Brighter French Word-book
Harry Thompson Russell - Paperback
£14.99
When 'Brighter French' was first published in 1927, the author was identified only by his initials 'H-T-R-'. No one knew who 'H-T-R-' was, but he seemed to be someone well-heeled. In his world, 'the real French of everyday life' was 'the spoken language of the dinner-table, the boudoir, the theatre, race-course, promenade-deck, stables, garage, etc.' His full name was Harry Thompson Russell, a multi-talented man who lived an eventful life - the first part of it conventional, the second less so. He was born in Ireland in 1875, brought up in Milford House, County Limerick, and went to school at Cheltenham College in England (where he excelled academically) and then joined the Royal Artillery as a cadet. He was mentioned in Despatches in the second Boer War; authored a number of military manuals, including 'A French-English Military Vocabulary'; won a prestigious prize for a remarkable military essay in 1911, and retired with the rank of Lieut.-Colonel at the end of World War I. He had married Alicia Studdert of Bunratty Castle, County Clare, in 1902, and they had four children.

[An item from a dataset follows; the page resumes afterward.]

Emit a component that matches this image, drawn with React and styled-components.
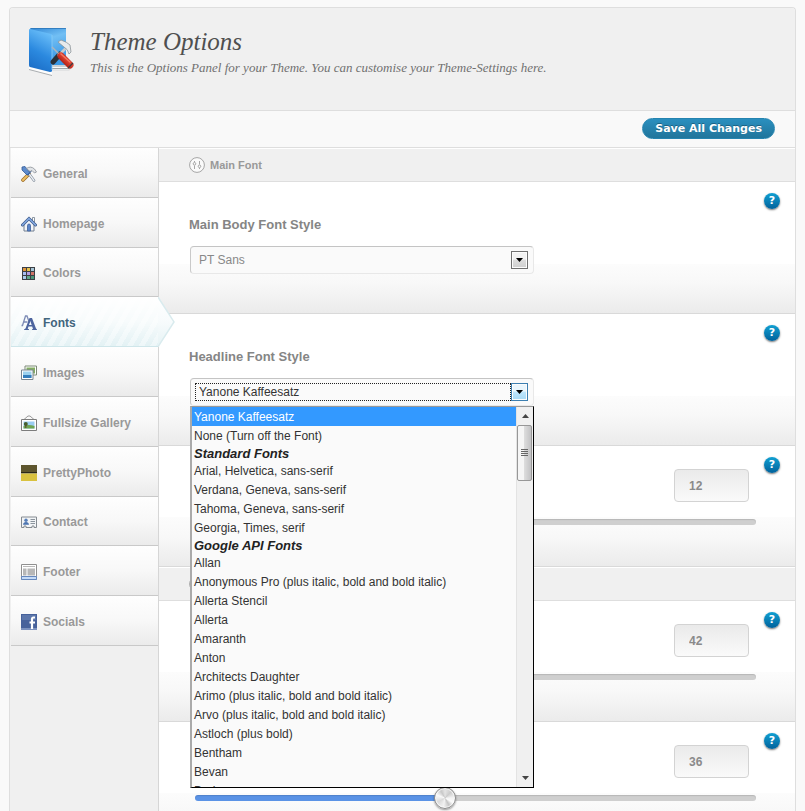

Prior to the war, they lived in South Africa, in Ireland (County Cork), and at Dinard in France. So far, so very conventional; then in 1926, H-T-R- divorced and remarried, to Marion Lee of County Dublin. Cut off from his former comfortable life and needing money to support a new family, a H-T-R- emerged that the Bright Young People might have found easier to understand. He and his new wife worked as private detectives in London for a time. Then 'Brighter French' was published and was a huge hit. Two more books followed, including 'The Brighter French Word-Book' in 1929 and 'Still Brighter French' in 1932, and Harry and his family moved to Montpellier in the south of France. In 1940, the family returned to England as war refugees, with nothing except 'what they stood up in.' In his final years, Harry worked as a head gardener and did translations of books from several languages, including Italian and German. He died in Trowbridge, Wiltshire, in 1953, where his granddaughter still lives. Other grandchildren (by his first marriage) live in County Cork.